EM - TUDO SOB CONTROLE - DANIELE RANGEL - IN-FINITA

segunda-feira, 28 de abril de 2025

Prosas de tédio e fastio 38 - Emanuel Lomelino

Prosas de tédio e fastio 

38

Nestes dias em que acordo com o reverberar da chuva pregado nos ouvidos e inspiro ursos polares, pela única narina desentupida, evito levar os dedos antárticos ao rosto coberto pela inclemência das horas.

Enrosco-me na fogueira de linho e maldigo a vertigem da noite, num gesto de revolta inconsequente que, por si só, aumenta o sufoco de mais um dia de pedras laminadas.

Contragosto, maquilho-me de feliz artífice, de uma arte que abomino, para mascarar o incómodo que o ambiente circundante provoca de véspera.

Nas ruas da cidade já deambulam outras carcaças abatidas pelos ventos gélidos da Fortuna, com as cabeças recolhidas num conformismo nefasto.

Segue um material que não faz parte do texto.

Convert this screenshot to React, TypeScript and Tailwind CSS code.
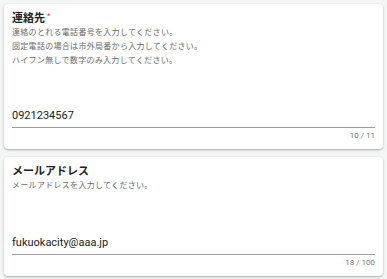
import React from 'react';

const font = { fontFamily: 'Roboto, "Noto Sans CJK JP", sans-serif' };

type FieldProps = {
  label: string;
  required?: boolean;
  hints: string[];
  value: string;
  counter: string;
  spacer: string;
};

function FieldCard({ label, required, hints, value, counter, spacer }: FieldProps) {
  return (
    <div className="rounded bg-white px-2 pt-[7px] pb-[8px] shadow-[0_1px_3px_rgba(0,0,0,0.2),0_1px_1px_rgba(0,0,0,0.12)]">
      <div className="flex items-start text-[11px] font-bold leading-[15px] text-[#222]">
        {label}
        {required && <span className="ml-[2px] text-[7px] leading-[11px] text-[#ef5350]">*</span>}
      </div>
      <div className="text-[8px] leading-[14px] tracking-[0.3px] text-[#6b6b6b]">
        {hints.map((h) => (
          <div key={h}>{h}</div>
        ))}
      </div>
      <div className={spacer} />
      <div className="border-b border-[#9e9e9e] pb-[3px] text-[11px] leading-[16px] text-[#222]">{value}</div>
      <div className="mt-[3px] text-right text-[8px] leading-[10px] text-[#777]">{counter}</div>
    </div>
  );
}

export default function App() {
  return (
    <div className="flex h-[279px] w-[387px] flex-col gap-[8px] bg-[#f4f5f5] px-[4px] pt-[4px]" style={font}>
      <FieldCard
        label="連絡先"
        required
        hints={[
          '連絡のとれる電話番号を入力してください。',
          '固定電話の場合は市外局番から入力してください。',
          'ハイフン無しで数字のみ入力してください。',
        ]}
        value="0921234567"
        counter="10 / 11"
        spacer="h-[40px]"
      />
      <FieldCard
        label="メールアドレス"
        hints={['メールアドレスを入力してください。']}
        value="fukuokacity@aaa.jp"
        counter="18 / 100"
        spacer="h-[42px]"
      />
    </div>
  );
}
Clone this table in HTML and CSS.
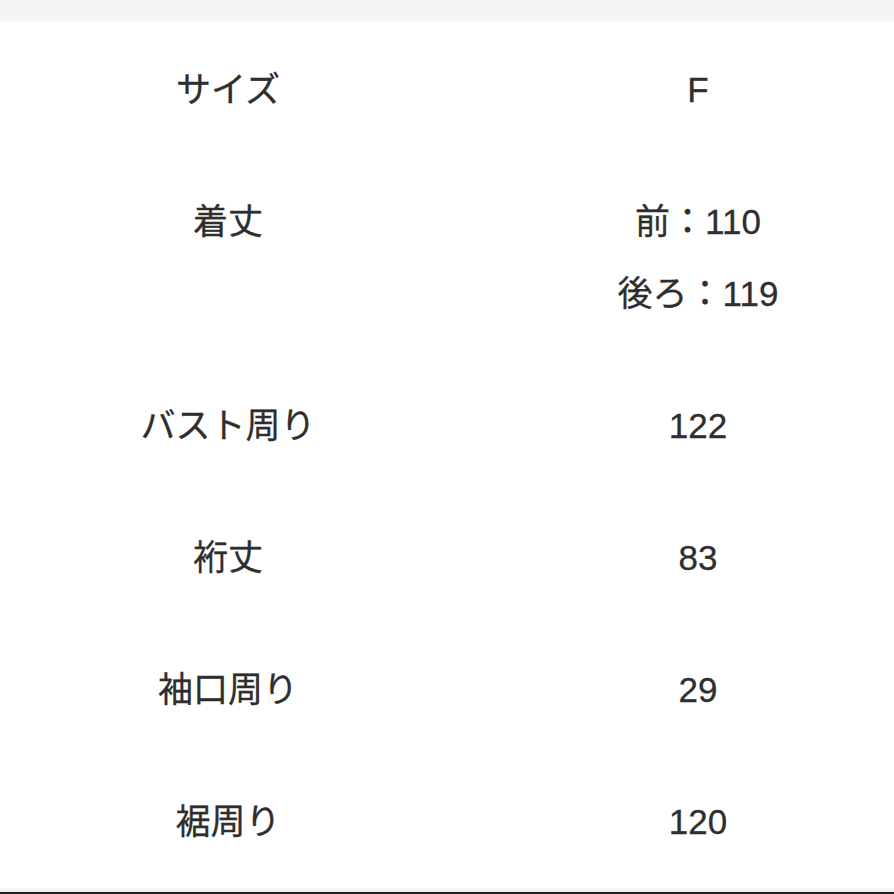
FILE: index.html
```html
<!DOCTYPE html>
<html lang="ja">
<head>
<meta charset="utf-8">
<link rel="stylesheet" href="styles.css">
</head>
<body>
<div class="topbar"></div>
<div class="table">
  <div class="row"><div class="label">サイズ</div><div class="value">F</div></div>
  <div class="row"><div class="label">着丈</div><div class="value"><div>前：110</div><div>後ろ：119</div></div></div>
  <div class="row"><div class="label">バスト周り</div><div class="value">122</div></div>
  <div class="row"><div class="label">裄丈</div><div class="value">83</div></div>
  <div class="row"><div class="label">袖口周り</div><div class="value">29</div></div>
  <div class="row"><div class="label">裾周り</div><div class="value">120</div></div>
</div>
<div class="bottom"></div>
</body>
</html>
```
FILE: styles.css
```css
html, body {
  margin: 0;
  padding: 0;
  background: #ffffff;
}
body {
  width: 894px;
  height: 894px;
  overflow: hidden;
  display: flex;
  flex-direction: column;
  font-family: "Liberation Sans", "Noto Sans CJK JP", sans-serif;
  color: #2e2e2e;
  font-size: 35px;
}
.topbar {
  height: 21px;
  background: #f5f5f5;
  flex: none;
}
.table {
  padding-top: 3px;
  flex: none;
}
.row {
  display: grid;
  grid-template-columns: 456px 392px;
  column-gap: 46px;
  padding: 30px 0;
  line-height: 72px;
  height: auto;
  text-align: center;
}
.label, .value {
  -webkit-text-stroke: 0.3px #2e2e2e;
}
.bottom {
  height: 4px;
  flex: none;
  background: linear-gradient(#fafafa, #ececec);
  border-bottom: 2px solid #222222;
}
```
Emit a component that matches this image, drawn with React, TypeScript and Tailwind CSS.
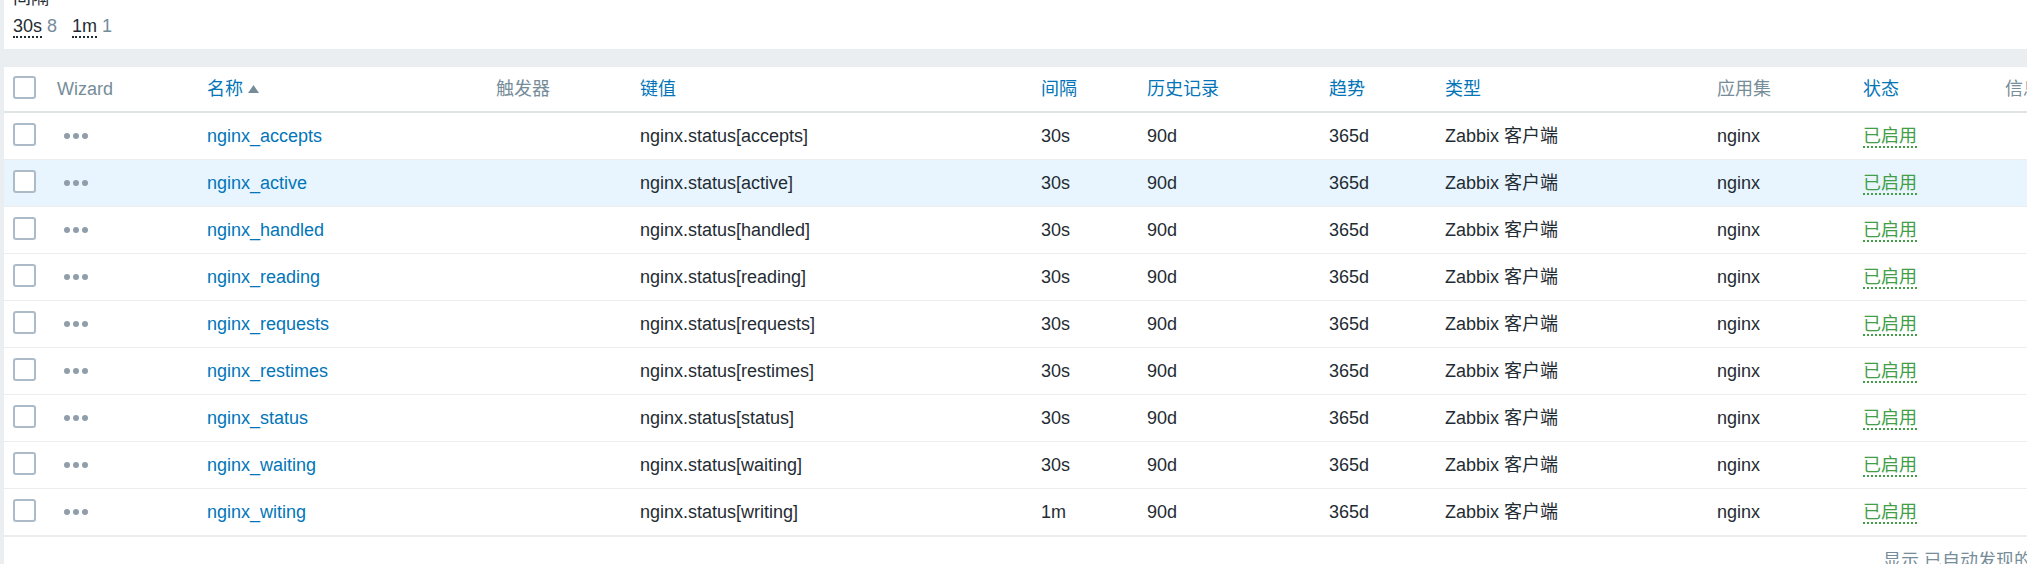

Tento alhear-me da lentidão dos ponteiros observando os voos caducos das gaivotas e interrogando-me sobre os guinchos negros dos corvos que fazem malabarismos acrobáticos nos cabos de alta-tensão.

E tudo isto, como uma sessão contínua de mau cinema, repete-se ciclicamente no turno do sol, cujo brilho há muito deixou de animar os meus passos.